Some advice for Schuette, who has said he plans to appeal the decision: Let's have that be the last word on this, huh? Don't appeal the ruling, or press the issue. It's time for Michigan to move on to a future structured by more rational thought about young minds.
New hearings for Michigan's juvenile-lifers won't mean parole for all of them. They'd still need to meet the standard for release: If they're deemed threats or haven't proved sufficiently rehabilitated, they'll stay in prison.
But the new hearings give these inmates a chance (one the high court says they have been unconstitutionally denied) to show that their crimes were mistakes they've learned from, and to make a case for a shot at a normal, productive life outside of prison.
It's amazing that this state ever looked at young people, no matter how horrid their crimes, and decided that they were lost causes who needed to be behind prison bars for an eternity. That speaks volumes about how far our culture has veered from the tenets of nurture and forgiveness, and toward intolerance and punishment. And let's be clear: About half of those incarcerated for life as juveniles didn't kill anyone; rather, these kids were aiders and abettors.
No doubt, children who kill — or serve as accomplice to murder or other crimes — must be dealt with, and justice demands incarceration. But science now tells us so much about the juvenile inability to make adult decisions, and that suggests an important redemptive quality that automatic life-without-parole sentences ignore.
The high court was right to give every state a cultural jolt by declaring that where kids are involved, automatic life sentences are unacceptable.
Michigan's attempt to balk at fully embracing that notion was unfortunate. With the federal district court ruling, it should now be over.
The Times Herald (Port Huron). Aug. 12.
Spying fixes small comfort
President Barack Obama has tried to assure the American people that the government respects their privacy. But the steps to rein in domestic spying he outlined Friday don't put the public's fears to rest.
Americans know the National Security Agency collects their phone records. They know the NSA conducts Internet surveillance. Most important, they know these things only because Eric Snowden leaked the information to the press.
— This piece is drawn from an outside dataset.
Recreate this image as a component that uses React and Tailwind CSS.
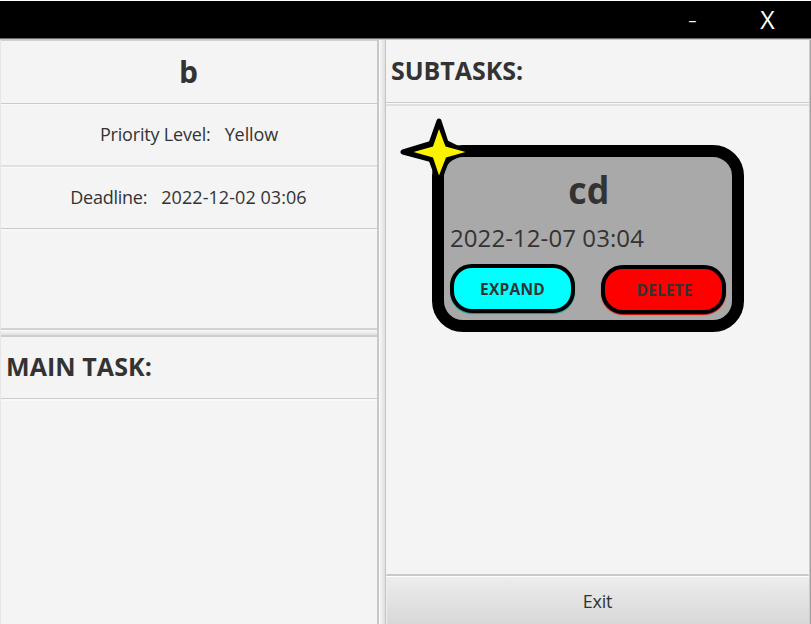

It is worth noting the Obama administration devoted considerable time and effort to attacking Snowden as a traitor for exposing the government's surveillance activities. That the president now proposes ways to rein in the NSA offers some promise, but skeptics ask why they weren't already in place — and why masses of Americans must be watched.
The proposed reforms include:
Working with Congress to assign a lawyer responsible for advocating privacy rights at the secret proceedings of the Foreign Intelligence Surveillance Court.
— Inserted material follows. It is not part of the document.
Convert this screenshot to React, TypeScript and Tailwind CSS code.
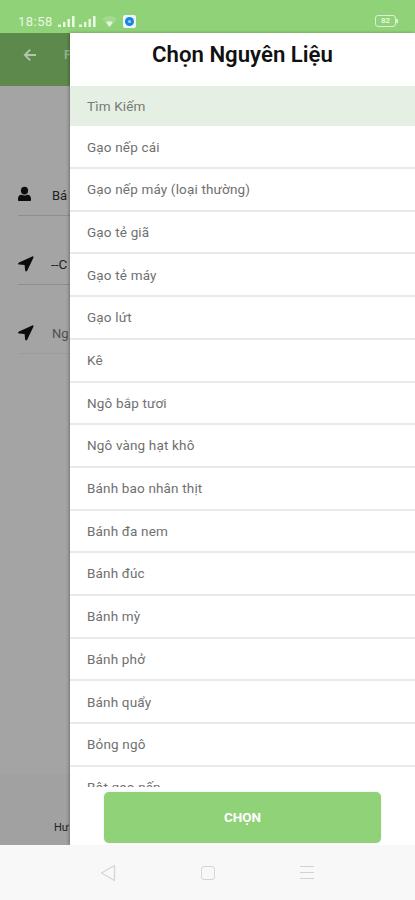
import React from "react";

const ingredients = [
  "Gạo nếp cái",
  "Gạo nếp máy (loại thường)",
  "Gạo tẻ giã",
  "Gạo tẻ máy",
  "Gạo lứt",
  "Kê",
  "Ngô bắp tươi",
  "Ngô vàng hạt khô",
  "Bánh bao nhân thịt",
  "Bánh đa nem",
  "Bánh đúc",
  "Bánh mỳ",
  "Bánh phở",
  "Bánh quẩy",
  "Bỏng ngô",
  "Bột gạo nếp",
];

const Signal = () => (
  <svg width="18" height="13" viewBox="0 0 18 13" fill="#e9f7e3">
    <rect x="0" y="9.5" width="3" height="2.5" />
    <rect x="5" y="7" width="2.4" height="5" />
    <rect x="9.5" y="4" width="2.4" height="8" />
    <rect x="14" y="1" width="2.6" height="11" />
  </svg>
);

const BackIcon = () => (
  <svg className="shrink-0" width="14" height="14" viewBox="0 0 14 14" fill="none" stroke="currentColor" strokeWidth="1.8">
    <path d="M13 7H2.200M7.200 1.600L1.800 7l5.400 5.400" />
  </svg>
);

const UserIcon = () => (
  <svg className="shrink-0 mt-[-3px] text-[#0c0c0c]" width="14" height="16" viewBox="0 0 14 16" fill="currentColor">
    <ellipse cx="6.500" cy="4.600" rx="3.600" ry="3.900" />
    <path d="M0 13c0-2.700 1.200-4 3.500-4.200 1.800 1 4.200 1 6 0C11.800 9 13 10.300 13 13v1c0 .7-.4 1-1.100 1H1.100C.4 15 0 14.700 0 14z" />
  </svg>
);

const SendIcon = () => (
  <svg className="shrink-0 text-[#0c0c0c]" width="16" height="16" viewBox="0 0 16 16" fill="currentColor">
    <path d="M14.300.4L1 6.500C-.3 7.200 0 8.500 1.300 8.600l5.300.4.500 5.300c.1 1.300 1.500 1.500 2.100.4l6.200-13C15.800.8 15.200 0 14.300.4z" />
  </svg>
);

const StatusBar = () => (
  <div className="h-[33px] shrink-0 bg-[#90d278] flex items-center pt-[10px] pl-[18px] pr-[17px] text-[#e9f7e3]">
    <span className="w-[40px] text-[13px] leading-none tracking-[0.5px]">
      18:58
    </span>
    <div className="flex gap-[3px] -mt-px">
      <Signal />
      <Signal />
    </div>
    <svg className="ml-[5px]" width="15" height="13" viewBox="0 0 15 13">
      <path d="M0 4a11 11 0 0 1 15 0L7.500 12z" fill="#a4da90" />
      <path d="M4.200 7.600a5 5 0 0 1 6.600 0L7.500 12z" fill="#e4f5dd" />
    </svg>
    <div className="ml-[6px] w-[13px] h-[13px] rounded-[2px] bg-[#edf6fc] flex items-center justify-center">
      <div className="w-[9px] h-[9px] rounded-full bg-[#1b83e2] flex items-center justify-center">
        <div className="w-[3px] h-[3px] rounded-full bg-[#9fd0f7]" />
      </div>
    </div>
    <div className="ml-auto flex items-center -mt-px">
      <div className="w-[21px] h-[12px] rounded-[3px] border border-[#d9f1d0] text-[8px] leading-[10px] font-bold text-center">
        82
      </div>
      <div className="w-[2px] h-[4px] bg-[#d9f1d0]" />
    </div>
  </div>
);

// Part of the form that stays visible, dimmed, beside the drawer
const DimmedPage = () => (
  <div className="w-[70px] shrink-0 flex flex-col whitespace-nowrap bg-[#a4a4a4] text-[#222] text-[13px]">
    <div className="h-[53px] shrink-0 bg-[#5d8a4c] flex items-center pl-[23px] pb-[10px] text-[#b5c8ae]">
      <BackIcon />
      <span className="ml-[27px] text-[12px] leading-[14px] font-bold text-[#96b38b]">F</span>
    </div>
    <div className="mt-[90px] ml-[18px] h-[40px] shrink-0 flex items-center border-b border-[#8e8e8e]">
      <UserIcon />
      <span className="ml-[20px] text-[13px]">Bá</span>
    </div>
    <div className="mt-[28px] ml-[18px] h-[41px] shrink-0 flex items-center border-b border-[#8e8e8e]">
      <SendIcon />
      <span className="ml-[17px] pt-px text-[13.5px]">--C</span>
    </div>
    <div className="mt-[28px] ml-[18px] h-[41px] shrink-0 flex items-center border-b border-[#9c9c9c]">
      <SendIcon />
      <span className="ml-[18px] pt-px text-[#505050]">Ng</span>
    </div>
    <div className="mt-auto h-[71px] shrink-0 bg-[#a1a1a1] pt-[46px] pl-[54px]">
      <span className="block text-[11px] leading-[16px]">Hư</span>
    </div>
  </div>
);

const Drawer = () => (
  <div className="flex-1 min-w-0 flex flex-col bg-white z-10 shadow-[-1px_0_3px_rgba(0,0,0,0.3)]">
    <h1 className="h-[53px] shrink-0 pt-[6px] text-center text-[22.2px] leading-[30px] font-semibold text-[#111]">
      Chọn Nguyên Liệu
    </h1>
    <div className="h-[40px] shrink-0 bg-[#e6efe4] pl-[17px] flex items-center text-[13.5px] tracking-[0.14px] text-[#767a75]">
      Tìm Kiếm
    </div>
    <ul className="h-[661px] shrink-0 overflow-hidden pt-[0.4px]">
      {ingredients.map((name) => (
        <li
          key={name}
          className="h-[42.7px] flex items-center border-b-2 border-[#e9e9e9] pl-[17px] text-[13.5px] tracking-[0.16px] text-[#707070]"
        >
          {name}
        </li>
      ))}
    </ul>
    <button className="mt-[5px] ml-[34px] w-[277px] h-[51px] shrink-0 rounded-[5px] bg-[#90d278] text-white text-[13.5px] font-bold shadow-[0_0_2px_rgba(0,0,0,0.12)]">
      CHỌN
    </button>
  </div>
);

const NavBar = () => (
  <div className="h-[55px] shrink-0 z-20 bg-[#f8f8f8] flex items-center pl-[100px] text-[#d6d6d6]">
    <svg width="16" height="18" viewBox="0 0 16 18" fill="none" stroke="currentColor" strokeWidth="1.300">
      <path d="M1.500 9L14.500 1.500v15z" strokeLinejoin="round" />
    </svg>
    <div className="ml-[85px] w-[14px] h-[14px] rounded-[3px] border-[1.5px] border-[#d6d6d6]" />
    <div className="ml-[85px] w-[14px] flex flex-col gap-[5px]">
      <div className="h-px bg-[#d2d2d2]" />
      <div className="h-px bg-[#d2d2d2]" />
      <div className="h-px bg-[#d2d2d2]" />
    </div>
  </div>
);

const App = () => {
  return (
    <div className="w-[415px] h-[900px] flex flex-col overflow-hidden bg-white font-['Roboto','Noto_Sans',sans-serif]">
      <StatusBar />
      <div className="h-[812px] shrink-0 flex">
        <DimmedPage />
        <Drawer />
      </div>
      <NavBar />
    </div>
  );
};

export default App;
The creation of a panel of outsiders to assess the surveillance programs and come up with changes by the end of the year.
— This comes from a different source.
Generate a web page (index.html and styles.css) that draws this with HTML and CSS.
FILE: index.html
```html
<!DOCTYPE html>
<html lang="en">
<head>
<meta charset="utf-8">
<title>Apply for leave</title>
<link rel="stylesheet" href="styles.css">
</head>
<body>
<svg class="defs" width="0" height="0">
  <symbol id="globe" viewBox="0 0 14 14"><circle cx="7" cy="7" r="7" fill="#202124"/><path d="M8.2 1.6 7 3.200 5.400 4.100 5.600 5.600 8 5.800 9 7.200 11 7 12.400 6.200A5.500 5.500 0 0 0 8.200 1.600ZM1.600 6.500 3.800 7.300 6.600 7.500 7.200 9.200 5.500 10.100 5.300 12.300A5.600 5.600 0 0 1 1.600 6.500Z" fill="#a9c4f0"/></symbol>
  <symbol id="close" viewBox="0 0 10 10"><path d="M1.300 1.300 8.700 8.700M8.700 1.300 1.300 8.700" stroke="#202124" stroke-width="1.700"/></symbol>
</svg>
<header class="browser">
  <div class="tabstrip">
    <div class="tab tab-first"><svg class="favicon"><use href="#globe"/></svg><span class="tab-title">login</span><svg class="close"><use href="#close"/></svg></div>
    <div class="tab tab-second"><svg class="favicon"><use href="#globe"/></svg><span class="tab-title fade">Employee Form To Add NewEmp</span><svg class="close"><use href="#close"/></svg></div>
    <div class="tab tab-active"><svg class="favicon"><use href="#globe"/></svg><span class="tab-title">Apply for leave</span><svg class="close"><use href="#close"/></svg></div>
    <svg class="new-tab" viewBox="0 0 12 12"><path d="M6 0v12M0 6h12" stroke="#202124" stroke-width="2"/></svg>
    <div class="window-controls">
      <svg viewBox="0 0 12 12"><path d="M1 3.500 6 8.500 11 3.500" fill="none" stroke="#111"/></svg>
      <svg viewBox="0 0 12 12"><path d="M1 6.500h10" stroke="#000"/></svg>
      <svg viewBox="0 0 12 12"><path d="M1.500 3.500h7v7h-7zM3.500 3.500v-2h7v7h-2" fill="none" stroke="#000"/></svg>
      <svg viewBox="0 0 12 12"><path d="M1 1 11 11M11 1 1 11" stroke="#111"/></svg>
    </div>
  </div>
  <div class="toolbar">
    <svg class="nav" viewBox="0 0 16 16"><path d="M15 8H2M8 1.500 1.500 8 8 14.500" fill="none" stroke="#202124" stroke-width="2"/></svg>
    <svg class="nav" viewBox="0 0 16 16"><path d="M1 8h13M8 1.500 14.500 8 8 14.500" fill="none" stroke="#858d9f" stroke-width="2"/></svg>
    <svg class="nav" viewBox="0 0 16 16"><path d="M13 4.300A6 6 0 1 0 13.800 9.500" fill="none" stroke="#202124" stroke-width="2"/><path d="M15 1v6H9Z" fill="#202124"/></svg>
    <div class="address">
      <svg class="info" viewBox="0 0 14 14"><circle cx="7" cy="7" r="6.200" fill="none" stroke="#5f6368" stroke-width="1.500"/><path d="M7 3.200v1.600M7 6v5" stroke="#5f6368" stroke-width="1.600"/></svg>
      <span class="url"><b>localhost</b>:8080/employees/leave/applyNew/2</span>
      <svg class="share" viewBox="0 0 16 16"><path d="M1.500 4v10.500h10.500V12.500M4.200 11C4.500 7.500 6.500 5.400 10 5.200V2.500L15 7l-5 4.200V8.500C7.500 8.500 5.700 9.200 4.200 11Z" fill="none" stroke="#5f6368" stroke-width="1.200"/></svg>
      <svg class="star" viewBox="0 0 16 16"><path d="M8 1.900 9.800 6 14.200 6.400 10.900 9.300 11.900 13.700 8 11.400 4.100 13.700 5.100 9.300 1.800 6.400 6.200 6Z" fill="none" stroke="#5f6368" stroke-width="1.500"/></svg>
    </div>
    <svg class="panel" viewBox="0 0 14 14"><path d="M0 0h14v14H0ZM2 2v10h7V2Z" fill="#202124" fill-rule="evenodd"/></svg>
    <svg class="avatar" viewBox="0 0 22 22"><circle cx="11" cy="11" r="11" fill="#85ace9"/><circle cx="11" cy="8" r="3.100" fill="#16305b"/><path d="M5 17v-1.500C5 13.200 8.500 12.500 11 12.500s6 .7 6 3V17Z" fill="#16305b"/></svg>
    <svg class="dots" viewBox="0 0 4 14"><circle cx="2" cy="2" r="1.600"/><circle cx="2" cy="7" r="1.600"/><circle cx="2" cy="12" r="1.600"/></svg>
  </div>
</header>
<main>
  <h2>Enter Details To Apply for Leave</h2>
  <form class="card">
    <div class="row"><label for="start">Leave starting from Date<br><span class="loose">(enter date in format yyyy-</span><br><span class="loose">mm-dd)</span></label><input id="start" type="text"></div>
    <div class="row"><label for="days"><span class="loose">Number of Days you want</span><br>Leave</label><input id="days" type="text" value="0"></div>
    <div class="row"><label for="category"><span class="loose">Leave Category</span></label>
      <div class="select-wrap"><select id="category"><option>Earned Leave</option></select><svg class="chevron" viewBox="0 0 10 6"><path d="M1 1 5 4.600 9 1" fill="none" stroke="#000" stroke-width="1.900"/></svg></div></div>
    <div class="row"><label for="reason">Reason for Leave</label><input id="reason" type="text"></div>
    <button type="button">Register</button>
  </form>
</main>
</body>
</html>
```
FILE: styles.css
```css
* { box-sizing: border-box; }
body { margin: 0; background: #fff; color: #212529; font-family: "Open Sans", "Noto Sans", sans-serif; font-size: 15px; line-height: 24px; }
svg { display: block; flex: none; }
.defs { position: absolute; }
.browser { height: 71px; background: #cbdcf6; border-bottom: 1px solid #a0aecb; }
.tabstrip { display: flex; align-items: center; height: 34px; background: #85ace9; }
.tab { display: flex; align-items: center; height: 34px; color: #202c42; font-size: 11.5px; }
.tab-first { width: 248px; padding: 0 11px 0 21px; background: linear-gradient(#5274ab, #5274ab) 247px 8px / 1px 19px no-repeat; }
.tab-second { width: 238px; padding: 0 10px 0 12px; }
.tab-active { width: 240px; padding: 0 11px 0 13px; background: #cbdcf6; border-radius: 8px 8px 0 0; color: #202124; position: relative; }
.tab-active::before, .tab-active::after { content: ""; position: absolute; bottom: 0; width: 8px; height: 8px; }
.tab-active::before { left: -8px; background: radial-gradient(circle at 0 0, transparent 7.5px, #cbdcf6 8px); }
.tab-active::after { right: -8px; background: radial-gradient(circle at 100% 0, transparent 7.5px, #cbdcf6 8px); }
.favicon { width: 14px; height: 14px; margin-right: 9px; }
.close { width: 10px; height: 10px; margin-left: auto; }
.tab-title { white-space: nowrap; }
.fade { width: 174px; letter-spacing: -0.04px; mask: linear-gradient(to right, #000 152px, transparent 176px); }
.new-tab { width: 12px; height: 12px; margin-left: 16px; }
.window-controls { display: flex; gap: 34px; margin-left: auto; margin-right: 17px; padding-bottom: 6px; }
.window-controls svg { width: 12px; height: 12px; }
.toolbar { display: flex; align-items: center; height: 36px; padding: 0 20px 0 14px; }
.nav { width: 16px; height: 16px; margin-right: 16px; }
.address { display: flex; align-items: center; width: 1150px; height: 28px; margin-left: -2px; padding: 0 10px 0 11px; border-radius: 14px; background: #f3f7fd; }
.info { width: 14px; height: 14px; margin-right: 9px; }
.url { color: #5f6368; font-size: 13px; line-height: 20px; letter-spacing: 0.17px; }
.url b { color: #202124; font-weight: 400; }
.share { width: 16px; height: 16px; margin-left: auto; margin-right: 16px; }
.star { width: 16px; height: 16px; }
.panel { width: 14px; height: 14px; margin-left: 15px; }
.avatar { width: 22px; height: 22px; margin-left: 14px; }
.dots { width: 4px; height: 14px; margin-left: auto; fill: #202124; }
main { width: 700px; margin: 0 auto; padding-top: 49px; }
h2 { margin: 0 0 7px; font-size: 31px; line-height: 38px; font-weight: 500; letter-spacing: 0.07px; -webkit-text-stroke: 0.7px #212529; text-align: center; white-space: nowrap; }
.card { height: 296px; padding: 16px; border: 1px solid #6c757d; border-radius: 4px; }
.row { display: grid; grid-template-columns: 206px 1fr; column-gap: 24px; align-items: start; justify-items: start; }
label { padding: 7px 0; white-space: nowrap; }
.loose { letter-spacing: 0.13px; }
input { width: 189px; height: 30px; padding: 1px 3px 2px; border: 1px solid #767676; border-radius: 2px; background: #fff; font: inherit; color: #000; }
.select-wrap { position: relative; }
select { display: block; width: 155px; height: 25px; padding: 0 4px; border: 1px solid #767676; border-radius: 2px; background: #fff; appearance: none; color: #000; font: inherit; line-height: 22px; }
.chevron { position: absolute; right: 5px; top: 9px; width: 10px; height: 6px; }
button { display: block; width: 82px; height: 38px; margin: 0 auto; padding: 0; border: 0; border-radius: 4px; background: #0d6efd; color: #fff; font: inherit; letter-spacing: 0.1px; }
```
Strengthening the privacy protections of Section 215 of the Patriot Act, the provision that permits the government to acquire the phone records of Americans.
With the exception of the surveillance programs' review, the proposals add modest improvements without changing domestic spying. Even the independent review of the programs doesn't guarantee they will change significantly, only that they will be examined.
Despite serious concerns about domestic surveillance programs the public knew nothing about, the president seems more interested in ensuring they remain intact with increased public support.
"It's not enough for me, as president, to have confidence in these programs," Obama said in the White House East Room. "The American people need to have confidence in them as well."
Yes, the world is more dangerous today. If spying on millions of Americans is essential in the fight against our nation's enemies, however, we ought to have some understanding of the game plan.
Obama's proposed fixes fall short of that answer.